Drama Gong; Kesenian Kreatif Seniman Bali

Pentas drama gonh dengan cerita epos Ramayana
Drama gong merupakan sebuah pertunjukan drama yang didalamnya memadukan antara teater modern (Barat) dengan teater tradisional (Bali) yang diciptakan oleh seniman kreatifdari Bali bernama Anak Agung Gede Raka Payadnya dari desa Abianbase (Gianyar) pada tahun 1966. Drama gong sendiri pada mulanya bernama drama klasik karena masih kentalnya dominasi dari kesenian tradisional Bali dalam pertunjukan drama gong ini. Nama drama gong mulai dipakai oleh I Gusti Bagus Nyoman Panji untuk menyebut kesenian rakyat ini karena menurutnya dalam kesenian ini terdapat dua unsur baku yakni unsur drama dan iringan suara gamelan gong kebyar pada setiap gerak pemain serta peralihan suasana dramatiknya.

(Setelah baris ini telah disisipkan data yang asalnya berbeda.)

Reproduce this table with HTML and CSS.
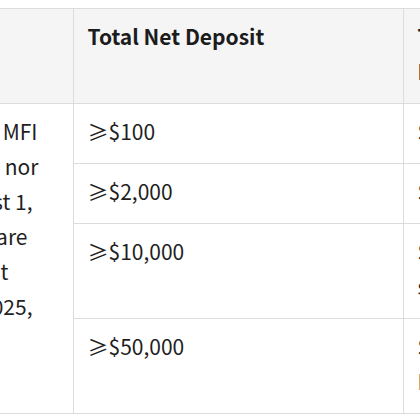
FILE: index.html
```html
<!DOCTYPE html>
<html lang="en">
<head>
<meta charset="utf-8">
<title>Deposit tiers</title>
<link rel="stylesheet" href="styles.css">
</head>
<body>
<table class="tiers">
  <colgroup>
    <col class="col-rule">
    <col class="col-deposit">
    <col class="col-reward">
  </colgroup>
  <thead>
    <tr>
      <th class="rule"></th>
      <th>Total Net Deposit</th>
      <th>Trading Bonus<br>Items</th>
    </tr>
  </thead>
  <tbody>
    <tr>
      <td class="rule" rowspan="4">
        <div class="ln l1"><span>Clients registered with MFI</span></div>
        <div class="ln l2"><span>who have neither traded nor</span></div>
        <div class="ln l3"><span>deposited since August 1,</span></div>
        <div class="ln l4"><span>and new clients who are</span></div>
        <div class="ln l5"><span>making their first deposit</span></div>
        <div class="ln l6"><span>on or after August 1, 2025,</span></div>
      </td>
      <td>≥$100</td>
      <td>$20 Bonus</td>
    </tr>
    <tr>
      <td>≥$2,000</td>
      <td>$50 Bonus</td>
    </tr>
    <tr>
      <td>≥$10,000</td>
      <td>$200 Bonus<br>surprise gift</td>
    </tr>
    <tr>
      <td>≥$50,000</td>
      <td>$1,000 Bonus<br>New gift box</td>
    </tr>
  </tbody>
</table>
</body>
</html>
```

FILE: styles.css
```css
html, body {
  margin: 0;
  background: #ffffff;
  overflow: hidden;
}

body {
  padding-top: 8px;
  font-family: "Noto Sans CJK SC", "Noto Sans", sans-serif;
  font-size: 21px;
  color: #1f1f1f;
}

.tiers {
  border-collapse: collapse;
  table-layout: fixed;
  width: 603px;
}

.col-rule { width: 73px; }
.col-deposit { width: 330px; }
.col-reward { width: 200px; }

.tiers th,
.tiers td {
  border: 1px solid #dcdcdc;
  padding: 10px 14px 14px;
  line-height: 35px;
  text-align: left;
  vertical-align: top;
  font-weight: 400;
  white-space: nowrap;
}

.tiers th {
  background: #f5f5f6;
  font-weight: 700;
  color: #1c1c1c;
}

.tiers .rule {
  border-left: none;
  padding-left: 0;
  padding-right: 0;
}

.ln {
  display: flex;
  justify-content: flex-end;
}

.ln span { white-space: nowrap; }

.l1 { padding-right: 35px; }
.l2 { padding-right: 34px; }
.l3 { padding-right: 40px; }
.l4 { padding-right: 45px; }
.l5 { padding-right: 64px; }
.l6 { padding-right: 40px; }
```
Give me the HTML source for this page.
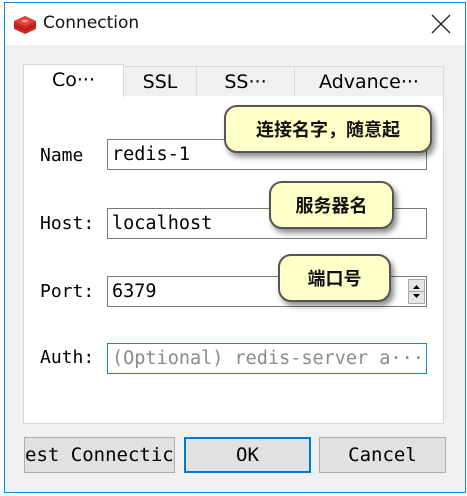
<!DOCTYPE html>
<html><head><meta charset="utf-8"><style>
*{box-sizing:border-box;margin:0;padding:0}
body{width:467px;height:496px;background:#fff;position:relative;overflow:hidden;font-family:"DejaVu Sans Mono","Liberation Mono",monospace}
.abs{position:absolute}
.win{left:4px;top:2px;width:462px;height:491px;border:1px solid #1883d7;background:#f0f0f0}
.title{left:5px;top:3px;width:460px;height:42px;background:#fff}
.tab{position:absolute;background:#f0f0f0;border:1px solid #d9d9d9;border-bottom:none;font-family:"DejaVu Sans",sans-serif;font-size:19px;text-align:center;color:#000}
.panel{left:23px;top:95px;width:421px;height:329px;background:#fff;border:1px solid #d9d9d9}
.lbl{font-size:18px;color:#000}
.fld{position:absolute;left:107px;width:320px;height:31px;border:1px solid #7a7a7a;background:#fff;font-size:18.5px;padding-left:4px;line-height:29px;white-space:nowrap;overflow:hidden}
.tip{position:absolute;background:#ffffc8;border:2px solid #555;border-radius:13px;box-shadow:3px 4px 6px rgba(0,0,0,.45);font-family:"Noto Sans CJK SC",sans-serif;font-weight:bold;font-size:18px;text-align:center;color:#111}
.btn{position:absolute;top:437px;height:36px;background:#e1e1e1;border:1px solid #adadad;font-size:19px;text-align:center;line-height:34px;overflow:hidden;white-space:nowrap}
</style></head><body>
<div class="abs win"></div>
<div class="abs title"></div>
<svg class="abs" style="left:13px;top:13px" width="24" height="22" viewBox="0 0 24 22">
<path d="M1 8 L12 3 L23 8 L23 16 L12 21 L1 16Z" fill="#c92a24"/>
<path d="M1 8 L12 13 L23 8 L12 3Z" fill="#e8423a"/>
<path d="M1 12 L12 17 L23 12" stroke="#a01d18" fill="none" stroke-width="1"/>
<ellipse cx="12" cy="8" rx="3" ry="1.4" fill="#f5a0a0"/>
</svg>
<div class="abs" style="left:43px;top:13px;font-family:'DejaVu Sans',sans-serif;font-size:17px;color:#111">Connection</div>
<svg class="abs" style="left:431px;top:14px" width="20" height="20"><path d="M1 1L19 19M19 1L1 19" stroke="#222" stroke-width="1.3"/></svg>
<div class="abs panel"></div>
<div class="tab" style="left:123px;top:66px;width:74px;height:30px;line-height:30px">SSL</div>
<div class="tab" style="left:196px;top:66px;width:99px;height:30px;line-height:30px">SS···</div>
<div class="tab" style="left:294px;top:66px;width:150px;height:30px;line-height:30px">Advance···</div>
<div class="tab" style="left:23px;top:64px;width:101px;height:33px;line-height:30px;background:#fff">Co···</div>
<div class="abs lbl" style="left:40px;top:145px">Name</div>
<div class="abs lbl" style="left:40px;top:213px">Host:</div>
<div class="abs lbl" style="left:40px;top:281px">Port:</div>
<div class="abs lbl" style="left:40px;top:347px">Auth:</div>
<div class="fld" style="top:139px">redis-1</div>
<div class="fld" style="top:208px">localhost</div>
<div class="fld" style="top:276px">6379</div>
<div class="abs" style="left:408px;top:279px;width:17px;height:25px;background:#e6e6e6;border:1px solid #aaa"></div>
<svg class="abs" style="left:408px;top:279px" width="17" height="25"><path d="M5 10L8.5 6L12 10Z M5 15L8.5 19L12 15Z" fill="#000"/><path d="M1 12.5H16" stroke="#aaa"/></svg>
<div class="fld" style="top:343px;border-color:#1883d7;color:#8a8a8a">(Optional) redis-server a···</div>
<div class="tip" style="left:224px;top:105px;width:208px;height:48px;line-height:44px">连接名字，随意起</div>
<div class="tip" style="left:269px;top:181px;width:125px;height:48px;line-height:44px">服务器名</div>
<div class="tip" style="left:278px;top:254px;width:113px;height:48px;line-height:44px">端口号</div>
<div class="btn" style="left:24px;width:151px;text-align:left">est Connectic</div>
<div class="btn" style="left:184px;width:127px;border:2px solid #0078d7;line-height:32px">OK</div>
<div class="btn" style="left:319px;width:127px">Cancel</div>
</body></html>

Lakon yang kerap dipentaskan dalam drama gong sendiri biasanya adalah cerita-cerita klasik romantis baik yang berasal dari cerita rakyat masyarakat Bali sendiri seperti Panji (Malat) maupun di luar budaya Bali seperti cerita Sampek Engtai dan cerita sejenisnya. Dan seperti halnya pada pertunjukan drama umumnya, dalam drama gong ini pun sama sekali tak menghadirkan kesenian tari di setiap pertunjukannya melainkan berakting dengan menyertakan dialog-dialog verbal berbahasa Bali. 

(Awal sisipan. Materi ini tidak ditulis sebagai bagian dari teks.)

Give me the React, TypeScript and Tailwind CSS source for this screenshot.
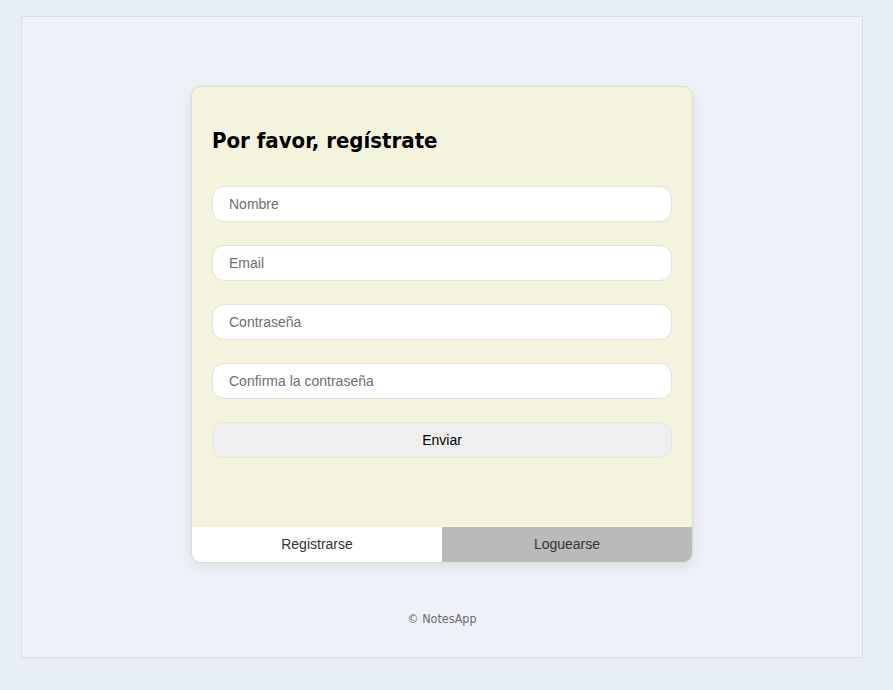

Adapun para pemain yang dianggap penting dalam drama gong sendiri antara lain :
1. Raja manis
2. Raja buduh
3. Putri manis
4. Putri buduh
5. Raja tua
6. Permaisuri
7. Dayang-dayang
8. Patih keras
9. Patih tua
10. Dua pasang punakawan

Dalam setiap pementasannya para pemain drama gong selalu mengenakan busana tradisional Bali, sesuai dengan tingkat status sosial dari peran yang dibawakan dan setiap gerak pemain, begitu pula perubahan suasana dramatik dalam lakon diiringi dengan perubahan irama gamelan Gong Kebyar. Meskipun selalu mengenakan busana tradisional untuk para pemainnya dan kerap dipentaskan untuk keperluan upacara adat dan agama drama gong tetaplah sebuah kesenian sekuler karena bisa dipentaskan di mana dan kapan saja sesuai kebutuhan. Maka dari itu tak heran jika kemudian pentas drama gong merupakan satu-satunya pentas yang memberlakukan sistem karcis untuk para penontonnya karena sebelumnya pertunjukan kesenian bagi masyarakat setempat tidak pernah berbentuk komersial. Drama Gong mulai berkembang di Bali sekitar tahun 1967 dan puncak kejayaannya adalah tahun1970. Pada masa itu kesenian tradisional Bali seperti Arja, Topeng dan lain-lainnya ditinggalkan oleh penontonnya yang mulai kegandrungan Drama Gong. Panggung-panggung besar yang tadinya menjadi langganan Arja tiba-tiba diambil alih oleh Drama Gong. Namun semenjak pertengahan tahun 1980 kesenian ini mulai menurun popularitasnya, sekarang ini ada sekitar 6 buah sekaa Drama Gong yang masih aktif.